Raiders of the Lost Web

If a Pulitzer-nominated 34-part series of investigative journalism can vanish from the web, anything can.

If a sprawling Pulitzer Prize-nominated feature in one of the nation’s oldest newspapers can disappear from the web, anything can. “There are now no passive means of preserving digital information,” said Abby Rumsey, a writer and digital historian. In other words if you want to save something online, you have to decide to save it. Ephemerality is built into the very architecture of the web, which was intended to be a messaging system, not a library.

Culturally, though, the functionality of the web has changed. The Internet is now considered a great oracle, a place where information lives and knowledge is stitched together. And yet there are no robust mechanisms for libraries and museums to acquire, and thus preserve, digital collections. The world’s largest library, the Library of Congress, is in the midst of reinventing the way it catalogues resources in the first place—an attempt to bridge existing systems to a more dynamic data environment. But that process is only beginning.

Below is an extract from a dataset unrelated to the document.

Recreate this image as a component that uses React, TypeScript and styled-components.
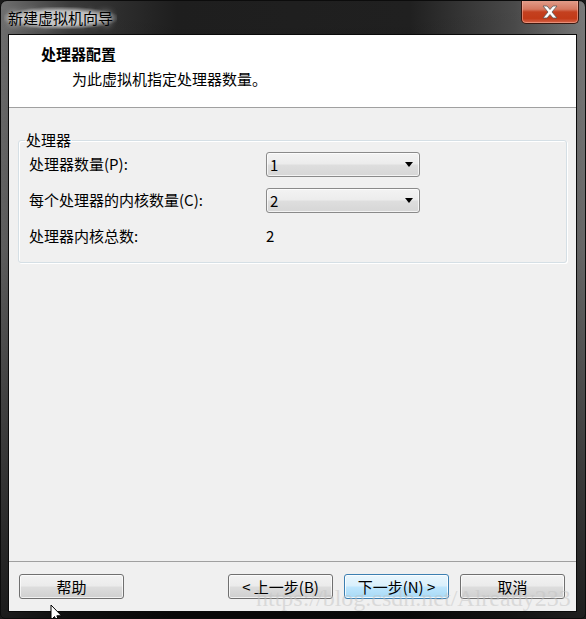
import styled, { createGlobalStyle } from 'styled-components';

const GlobalStyle = createGlobalStyle`
  html, body {
    margin: 0;
    padding: 0;
    background: #1a1a1a;
  }
  body {
    font-family: "Noto Sans CJK SC", "Noto Sans", "Liberation Sans", sans-serif;
  }
`;

const Window = styled.div`
  position: relative;
  width: 586px;
  height: 619px;
  box-sizing: border-box;
  display: flex;
  flex-direction: column;
  border: 1px solid #0c0c0c;
  border-radius: 7px 7px 5px 5px;
  overflow: hidden;
  background:
    linear-gradient(to bottom, rgba(0, 0, 0, 0) 0%, rgba(0, 0, 0, 0.15) 40%, rgba(0, 0, 0, 0.75) 100%),
    linear-gradient(to right, #6e6e6e 0%, #3a3a3a 12%, #1e1e1e 30%, #202020 70%, #4a4a4a 88%, #7a7a7a 100%);
`;

const TitleBar = styled.div`
  height: 33px;
  display: flex;
  align-items: flex-start;
  justify-content: space-between;
  padding-left: 3px;
  padding-right: 6px;
`;

const Title = styled.div`
  margin-top: 6px;
  padding: 0 4px;
  font-size: 15px;
  line-height: 22px;
  color: #000;
  background: radial-gradient(ellipse at center, rgba(200, 200, 200, 0.85) 45%, rgba(160, 160, 160, 0) 75%);
  text-shadow: 0 0 6px rgba(255, 255, 255, 0.9);
`;

const CloseButton = styled.div`
  width: 58px;
  height: 24px;
  margin-top: -1px;
  box-sizing: border-box;
  border: 1px solid #3a1810;
  border-top: none;
  border-radius: 0 0 5px 5px;
  display: flex;
  align-items: center;
  justify-content: center;
  background: linear-gradient(to bottom, #e3a08e 0%, #d57860 40%, #c4401f 52%, #c23a18 80%, #d5644a 100%);
  box-shadow: inset 0 0 0 1px rgba(255, 190, 170, 0.5);
`;

const Client = styled.div`
  flex: 1;
  margin: 0 8px 6px 7px;
  display: flex;
  flex-direction: column;
  border: 1px solid #0a0a0a;
  background: #f0f0f0;
  color: #000;
`;

const Header = styled.div`
  height: 73px;
  background: #fff;
  border-bottom: 1px solid #a0a0a0;
  padding: 9px 0 0 32px;
  box-sizing: border-box;
`;

const HeaderTitle = styled.div`
  font-size: 15px;
  font-weight: bold;
  line-height: 20px;
`;

const HeaderSub = styled.div`
  margin: 5px 0 0 31px;
  font-size: 15px;
  line-height: 20px;
`;

const Body = styled.div`
  flex: 1;
  padding: 27px 9px 0 9px;
`;

const GroupBox = styled.fieldset`
  margin: 0;
  padding: 1px 10px 8px 10px;
  border: 1px solid #d5dfe5;
  border-radius: 3px;
  box-shadow: inset 1px 1px 0 #fff, 1px 1px 0 #fff;
  display: grid;
  grid-template-columns: 237px 154px;
  grid-auto-rows: 36px;
  align-items: center;
`;

const Legend = styled.legend`
  padding: 0 1px;
  margin-left: -4px;
  font-size: 15px;
  line-height: 10px;
`;

const Label = styled.div`
  font-size: 15px;
  line-height: 20px;
`;

const Value = styled.div`
  font-size: 15px;
  line-height: 20px;
`;

const Select = styled.div`
  height: 25px;
  box-sizing: border-box;
  border: 1px solid #8a8a8a;
  border-radius: 3px;
  display: flex;
  align-items: center;
  justify-content: space-between;
  padding: 0 6px 0 3px;
  font-size: 15px;
  background: linear-gradient(to bottom, #f3f3f3 0%, #ececec 48%, #dedede 52%, #d6d6d6 100%);
  box-shadow: inset 0 0 0 1px rgba(255, 255, 255, 0.7);
`;

const Arrow = styled.span`
  width: 0;
  height: 0;
  border-left: 4px solid transparent;
  border-right: 4px solid transparent;
  border-top: 5px solid #000;
`;

const Footer = styled.div`
  height: 50px;
  box-sizing: border-box;
  border-top: 1px solid #a0a0a0;
  padding: 12px 11px 0 10px;
  display: flex;
  align-items: flex-start;
  justify-content: space-between;
`;

const ButtonGroup = styled.div`
  display: flex;
  gap: 11px;
`;

const Button = styled.div<{ $default?: boolean }>`
  width: 105px;
  height: 25px;
  box-sizing: border-box;
  border: 1px solid ${({ $default }) => ($default ? '#3c7fb1' : '#707070')};
  border-radius: 3px;
  display: flex;
  align-items: center;
  justify-content: center;
  font-size: 15px;
  line-height: 20px;
  background: ${({ $default }) =>
    $default
      ? 'linear-gradient(to bottom, #eaf6fd 0%, #d9f0fc 48%, #bee6fd 52%, #a7d9f5 100%)'
      : 'linear-gradient(to bottom, #f2f2f2 0%, #ebebeb 48%, #dddddd 52%, #cfcfcf 100%)'};
  box-shadow: inset 0 0 0 1px ${({ $default }) => ($default ? 'rgba(255,255,255,0.8)' : 'rgba(255,255,255,0.7)')};
`;

const Watermark = styled.div`
  position: absolute;
  left: 255px;
  top: 583px;
  font-family: "Liberation Serif", "DejaVu Serif", serif;
  font-size: 24px;
  line-height: 28px;
  color: rgba(195, 195, 195, 0.5);
  white-space: nowrap;
  pointer-events: none;
`;

const Cursor = styled.svg`
  position: absolute;
  left: 49px;
  top: 603px;
`;

export default function App() {
  return (
    <>
      <GlobalStyle />
      <Window>
        <TitleBar>
          <Title>新建虚拟机向导</Title>
          <CloseButton>
            <svg width="18" height="14" viewBox="0 0 18 14">
              <path
                d="M2 1 L6 1 L9 4.5 L12 1 L16 1 L11 7 L16 13 L12 13 L9 9.5 L6 13 L2 13 L7 7 Z"
                fill="#fff"
                stroke="#5a5a5a"
                strokeWidth="0.8"
                strokeLinejoin="round"
              />
            </svg>
          </CloseButton>
        </TitleBar>
        <Client>
          <Header>
            <HeaderTitle>处理器配置</HeaderTitle>
            <HeaderSub>为此虚拟机指定处理器数量。</HeaderSub>
          </Header>
          <Body>
            <GroupBox>
              <Legend>处理器</Legend>
              <Label>处理器数量(P):</Label>
              <Select>
                <span>1</span>
                <Arrow />
              </Select>
              <Label>每个处理器的内核数量(C):</Label>
              <Select>
                <span>2</span>
                <Arrow />
              </Select>
              <Label>处理器内核总数:</Label>
              <Value>2</Value>
            </GroupBox>
          </Body>
          <Footer>
            <Button>帮助</Button>
            <ButtonGroup>
              <Button>&lt; 上一步(B)</Button>
              <Button $default>下一步(N) &gt;</Button>
              <Button>取消</Button>
            </ButtonGroup>
          </Footer>
        </Client>
        <Watermark>https://blog.csdn.net/Already233</Watermark>
        <Cursor width="14" height="18" viewBox="0 0 14 18">
          <path d="M1 1 L1 16 L4.5 12.5 L7 18 L9 17 L6.8 11.8 L11.5 11.8 Z" fill="#fff" stroke="#000" strokeWidth="1" />
        </Cursor>
      </Window>
    </>
  );
}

In the print world, it took centuries to figure out what ought to be saved, how, and by whom. The destruction of much of Aristotle’s work deprived humanity of a style of writing that the philosopher Cicero described as like “a flowing river of gold.” What survived of Aristotle’s writing wasn’t prose, but more akin to lecture notes.

In other formats, entire eras of meaningful work have been destroyed. Most of the films made in the United States between 1912 and 1929 have been lost. “And it’s not because we didn't know how to preserve them, it’s that we didn't think they were valuable,” Rumsey said. “The first 50 or 100 years of print after the printing press, most of what was produced was lost... People looked down on books as having less value in part because they were able to print things so rapidly and distribute them so much more rapidly that they seemed ephemeral.”

Books, in their infancy, were trivialized the way the web is sometimes denigrated today. The telegraph was similarly maligned as “superficial, sudden, unsifted, too fast for the truth,” as a critic in The New York Times put it in 1858. Transformative technologies in any era are met with initial skepticism, and that attitude often fuels indifference about initial preservation efforts. Historians and digital preservationists agree on this fact: The early web, today’s web, will be mostly lost to time.

Mostly, but not entirely. The Internet Archive has its Wayback Machine, an archive filled with imprints of web pages as they appeared in the past, like digital fossils. It’s the closest thing we have to an online missile silo where folders can gather dust until the right person comes looking for them. “There’s a school of thinking that says if you can’t do it right, don’t do it at all,” said Scott, who began working for the Internet Archive in 2011. “But the thinking is, let’s do what we can.”